Stated task: From the entries below, copy every line that holds the word "this".

------ Raw records

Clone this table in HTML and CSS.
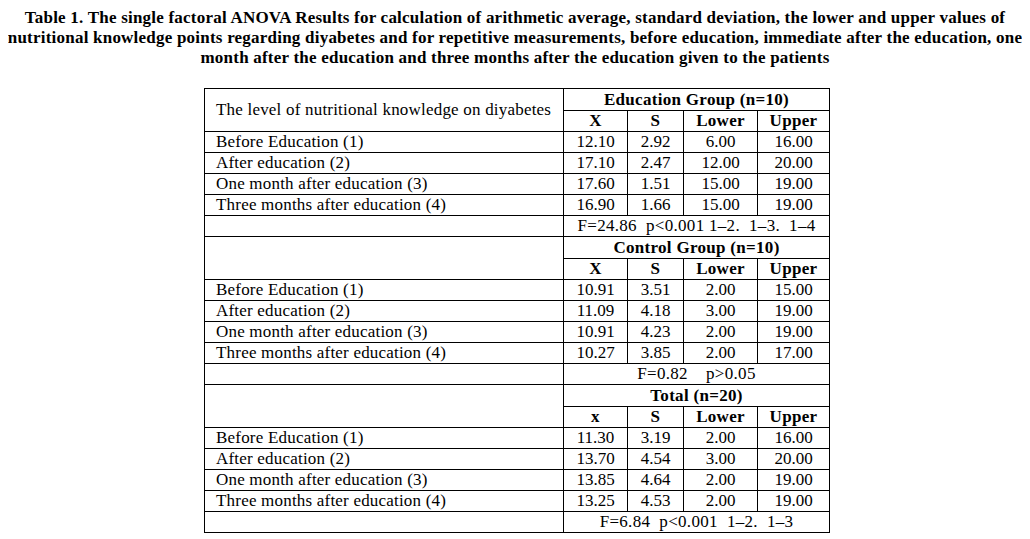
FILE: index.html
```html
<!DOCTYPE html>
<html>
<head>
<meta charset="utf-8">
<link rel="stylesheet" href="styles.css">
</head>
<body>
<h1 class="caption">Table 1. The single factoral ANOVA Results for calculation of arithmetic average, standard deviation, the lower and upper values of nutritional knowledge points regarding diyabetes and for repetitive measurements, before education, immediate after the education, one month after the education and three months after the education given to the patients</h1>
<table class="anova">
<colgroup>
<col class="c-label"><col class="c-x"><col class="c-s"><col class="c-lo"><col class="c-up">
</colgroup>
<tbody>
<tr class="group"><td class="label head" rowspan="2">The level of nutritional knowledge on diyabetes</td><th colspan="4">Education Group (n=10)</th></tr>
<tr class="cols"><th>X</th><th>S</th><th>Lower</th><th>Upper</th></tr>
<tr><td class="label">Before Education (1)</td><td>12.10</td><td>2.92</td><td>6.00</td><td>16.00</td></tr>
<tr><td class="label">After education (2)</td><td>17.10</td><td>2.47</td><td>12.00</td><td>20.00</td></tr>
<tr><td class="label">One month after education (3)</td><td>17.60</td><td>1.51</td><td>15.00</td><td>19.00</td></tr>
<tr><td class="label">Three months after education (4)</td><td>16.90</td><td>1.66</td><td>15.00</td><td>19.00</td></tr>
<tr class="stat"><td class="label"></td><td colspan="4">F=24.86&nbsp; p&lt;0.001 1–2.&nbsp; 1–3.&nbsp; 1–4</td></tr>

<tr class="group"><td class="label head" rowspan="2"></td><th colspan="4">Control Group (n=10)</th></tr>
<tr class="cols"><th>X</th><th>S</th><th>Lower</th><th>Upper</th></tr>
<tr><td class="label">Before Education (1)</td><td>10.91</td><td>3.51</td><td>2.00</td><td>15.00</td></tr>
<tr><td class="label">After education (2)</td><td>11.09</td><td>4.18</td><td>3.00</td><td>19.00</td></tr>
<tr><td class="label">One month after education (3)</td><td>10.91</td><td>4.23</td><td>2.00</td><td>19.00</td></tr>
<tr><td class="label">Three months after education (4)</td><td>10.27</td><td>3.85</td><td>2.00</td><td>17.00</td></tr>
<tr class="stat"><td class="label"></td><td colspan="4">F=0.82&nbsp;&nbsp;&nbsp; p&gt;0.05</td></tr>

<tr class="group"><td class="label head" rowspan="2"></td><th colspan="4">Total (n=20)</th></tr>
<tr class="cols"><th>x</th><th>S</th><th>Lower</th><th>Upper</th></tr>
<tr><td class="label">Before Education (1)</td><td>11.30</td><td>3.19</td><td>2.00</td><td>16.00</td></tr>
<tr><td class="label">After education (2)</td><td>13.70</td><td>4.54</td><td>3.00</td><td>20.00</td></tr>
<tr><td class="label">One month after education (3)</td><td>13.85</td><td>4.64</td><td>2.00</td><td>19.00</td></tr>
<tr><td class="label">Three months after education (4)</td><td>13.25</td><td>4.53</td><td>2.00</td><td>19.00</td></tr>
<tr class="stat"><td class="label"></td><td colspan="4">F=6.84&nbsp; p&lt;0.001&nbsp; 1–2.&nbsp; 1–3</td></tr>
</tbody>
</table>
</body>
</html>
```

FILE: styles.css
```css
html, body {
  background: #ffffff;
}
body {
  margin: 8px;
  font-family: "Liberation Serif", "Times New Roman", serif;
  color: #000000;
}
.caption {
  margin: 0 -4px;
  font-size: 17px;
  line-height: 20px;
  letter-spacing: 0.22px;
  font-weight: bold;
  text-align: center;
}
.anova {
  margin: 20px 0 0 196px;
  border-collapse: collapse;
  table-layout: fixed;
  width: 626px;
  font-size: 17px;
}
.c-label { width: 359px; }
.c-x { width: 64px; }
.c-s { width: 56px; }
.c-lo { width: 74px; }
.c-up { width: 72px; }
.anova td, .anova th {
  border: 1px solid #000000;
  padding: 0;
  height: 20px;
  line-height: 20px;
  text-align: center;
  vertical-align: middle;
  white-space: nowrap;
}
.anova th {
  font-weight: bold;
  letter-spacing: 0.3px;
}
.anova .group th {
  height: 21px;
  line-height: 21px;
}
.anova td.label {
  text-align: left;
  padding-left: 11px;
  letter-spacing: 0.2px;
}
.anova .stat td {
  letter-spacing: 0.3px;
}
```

------------
------ Raw records

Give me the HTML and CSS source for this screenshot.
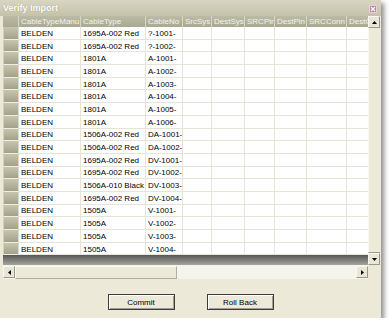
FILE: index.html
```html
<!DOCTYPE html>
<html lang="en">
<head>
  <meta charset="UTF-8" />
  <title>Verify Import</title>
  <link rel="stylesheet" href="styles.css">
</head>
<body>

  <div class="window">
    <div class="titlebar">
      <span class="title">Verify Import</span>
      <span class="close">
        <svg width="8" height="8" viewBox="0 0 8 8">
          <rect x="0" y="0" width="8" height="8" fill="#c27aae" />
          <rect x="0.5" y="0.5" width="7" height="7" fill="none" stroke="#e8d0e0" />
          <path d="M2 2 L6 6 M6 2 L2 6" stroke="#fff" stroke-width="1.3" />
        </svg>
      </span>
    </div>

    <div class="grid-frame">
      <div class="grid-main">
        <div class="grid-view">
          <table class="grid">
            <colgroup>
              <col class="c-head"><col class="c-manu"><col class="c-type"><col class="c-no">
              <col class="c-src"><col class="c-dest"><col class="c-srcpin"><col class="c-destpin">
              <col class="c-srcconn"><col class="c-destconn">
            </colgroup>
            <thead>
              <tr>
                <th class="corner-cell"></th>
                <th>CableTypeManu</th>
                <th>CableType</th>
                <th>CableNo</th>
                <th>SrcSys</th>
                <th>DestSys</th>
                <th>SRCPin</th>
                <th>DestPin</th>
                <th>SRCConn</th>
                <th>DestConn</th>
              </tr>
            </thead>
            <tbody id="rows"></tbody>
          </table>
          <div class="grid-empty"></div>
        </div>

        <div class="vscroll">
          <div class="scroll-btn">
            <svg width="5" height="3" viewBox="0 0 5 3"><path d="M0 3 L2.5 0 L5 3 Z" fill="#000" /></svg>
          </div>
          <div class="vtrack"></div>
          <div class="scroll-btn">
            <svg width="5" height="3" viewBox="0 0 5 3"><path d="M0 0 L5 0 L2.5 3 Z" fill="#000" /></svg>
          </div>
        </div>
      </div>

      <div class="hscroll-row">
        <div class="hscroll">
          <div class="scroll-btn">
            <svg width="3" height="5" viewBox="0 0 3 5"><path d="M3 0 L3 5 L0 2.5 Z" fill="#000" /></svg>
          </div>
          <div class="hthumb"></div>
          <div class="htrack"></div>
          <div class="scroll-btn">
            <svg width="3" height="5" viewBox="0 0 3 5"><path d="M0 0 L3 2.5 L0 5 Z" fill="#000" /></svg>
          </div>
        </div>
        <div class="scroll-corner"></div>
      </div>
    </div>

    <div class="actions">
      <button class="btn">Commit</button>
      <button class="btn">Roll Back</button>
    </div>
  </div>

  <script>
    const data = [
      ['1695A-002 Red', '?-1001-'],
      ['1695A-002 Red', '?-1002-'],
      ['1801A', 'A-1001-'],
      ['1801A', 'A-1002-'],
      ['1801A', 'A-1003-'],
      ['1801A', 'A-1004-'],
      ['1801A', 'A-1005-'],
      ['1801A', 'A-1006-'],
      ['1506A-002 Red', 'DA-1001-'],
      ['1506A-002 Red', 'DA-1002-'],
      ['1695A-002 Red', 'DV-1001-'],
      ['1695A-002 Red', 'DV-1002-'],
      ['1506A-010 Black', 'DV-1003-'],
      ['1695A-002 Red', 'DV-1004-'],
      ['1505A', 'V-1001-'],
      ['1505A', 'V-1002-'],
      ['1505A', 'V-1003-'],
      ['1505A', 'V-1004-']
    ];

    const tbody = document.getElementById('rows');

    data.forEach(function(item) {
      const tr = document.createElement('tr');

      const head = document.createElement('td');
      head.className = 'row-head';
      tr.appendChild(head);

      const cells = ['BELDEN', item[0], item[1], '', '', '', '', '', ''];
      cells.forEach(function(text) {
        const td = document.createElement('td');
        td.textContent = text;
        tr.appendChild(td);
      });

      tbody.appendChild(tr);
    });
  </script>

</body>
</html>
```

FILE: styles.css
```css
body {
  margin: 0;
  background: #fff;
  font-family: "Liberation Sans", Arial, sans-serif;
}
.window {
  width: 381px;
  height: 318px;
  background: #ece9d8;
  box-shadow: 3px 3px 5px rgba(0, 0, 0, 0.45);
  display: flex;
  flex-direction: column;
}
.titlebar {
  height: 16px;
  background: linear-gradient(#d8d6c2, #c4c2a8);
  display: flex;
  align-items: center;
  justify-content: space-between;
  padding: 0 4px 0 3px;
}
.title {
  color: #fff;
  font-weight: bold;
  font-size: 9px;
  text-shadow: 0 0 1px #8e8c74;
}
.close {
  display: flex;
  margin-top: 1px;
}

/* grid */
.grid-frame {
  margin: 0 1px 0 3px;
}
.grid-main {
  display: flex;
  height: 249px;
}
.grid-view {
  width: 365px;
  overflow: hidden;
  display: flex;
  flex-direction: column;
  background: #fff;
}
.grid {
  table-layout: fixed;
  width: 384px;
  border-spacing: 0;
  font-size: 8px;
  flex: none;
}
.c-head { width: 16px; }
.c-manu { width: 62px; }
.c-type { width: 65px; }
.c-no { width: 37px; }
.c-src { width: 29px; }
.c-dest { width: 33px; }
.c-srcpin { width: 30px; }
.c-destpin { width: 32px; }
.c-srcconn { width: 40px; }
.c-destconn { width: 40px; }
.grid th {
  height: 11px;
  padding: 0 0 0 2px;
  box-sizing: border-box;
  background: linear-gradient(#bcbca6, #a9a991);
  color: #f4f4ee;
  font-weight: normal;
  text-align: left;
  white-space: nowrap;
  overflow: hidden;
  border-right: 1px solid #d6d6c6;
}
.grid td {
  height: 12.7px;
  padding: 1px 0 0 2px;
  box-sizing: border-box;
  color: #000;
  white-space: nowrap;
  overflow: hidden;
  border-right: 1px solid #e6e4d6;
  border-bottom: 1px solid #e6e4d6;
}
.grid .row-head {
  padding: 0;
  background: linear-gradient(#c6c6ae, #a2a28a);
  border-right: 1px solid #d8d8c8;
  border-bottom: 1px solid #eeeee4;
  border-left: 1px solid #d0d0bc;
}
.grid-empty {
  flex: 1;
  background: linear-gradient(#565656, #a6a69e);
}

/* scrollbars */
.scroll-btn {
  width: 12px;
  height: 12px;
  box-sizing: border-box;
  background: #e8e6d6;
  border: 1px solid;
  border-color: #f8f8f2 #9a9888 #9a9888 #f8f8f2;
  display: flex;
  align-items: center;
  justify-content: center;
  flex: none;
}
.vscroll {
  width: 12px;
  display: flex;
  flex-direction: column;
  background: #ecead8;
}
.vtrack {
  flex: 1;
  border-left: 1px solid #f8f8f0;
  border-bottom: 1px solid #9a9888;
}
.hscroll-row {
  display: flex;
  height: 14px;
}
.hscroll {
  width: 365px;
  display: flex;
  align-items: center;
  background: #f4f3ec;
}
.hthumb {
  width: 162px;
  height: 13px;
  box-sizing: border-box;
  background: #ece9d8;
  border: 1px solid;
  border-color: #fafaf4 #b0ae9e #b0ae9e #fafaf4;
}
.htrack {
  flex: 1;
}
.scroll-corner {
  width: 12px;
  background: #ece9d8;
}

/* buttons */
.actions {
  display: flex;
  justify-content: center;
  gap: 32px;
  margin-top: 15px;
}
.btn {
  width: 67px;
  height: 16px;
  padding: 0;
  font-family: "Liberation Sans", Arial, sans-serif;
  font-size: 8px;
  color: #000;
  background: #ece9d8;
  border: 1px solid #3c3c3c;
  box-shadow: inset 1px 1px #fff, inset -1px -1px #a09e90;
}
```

------------

Correct answer:
Clone this table in HTML and CSS.
Give me the HTML and CSS source for this screenshot.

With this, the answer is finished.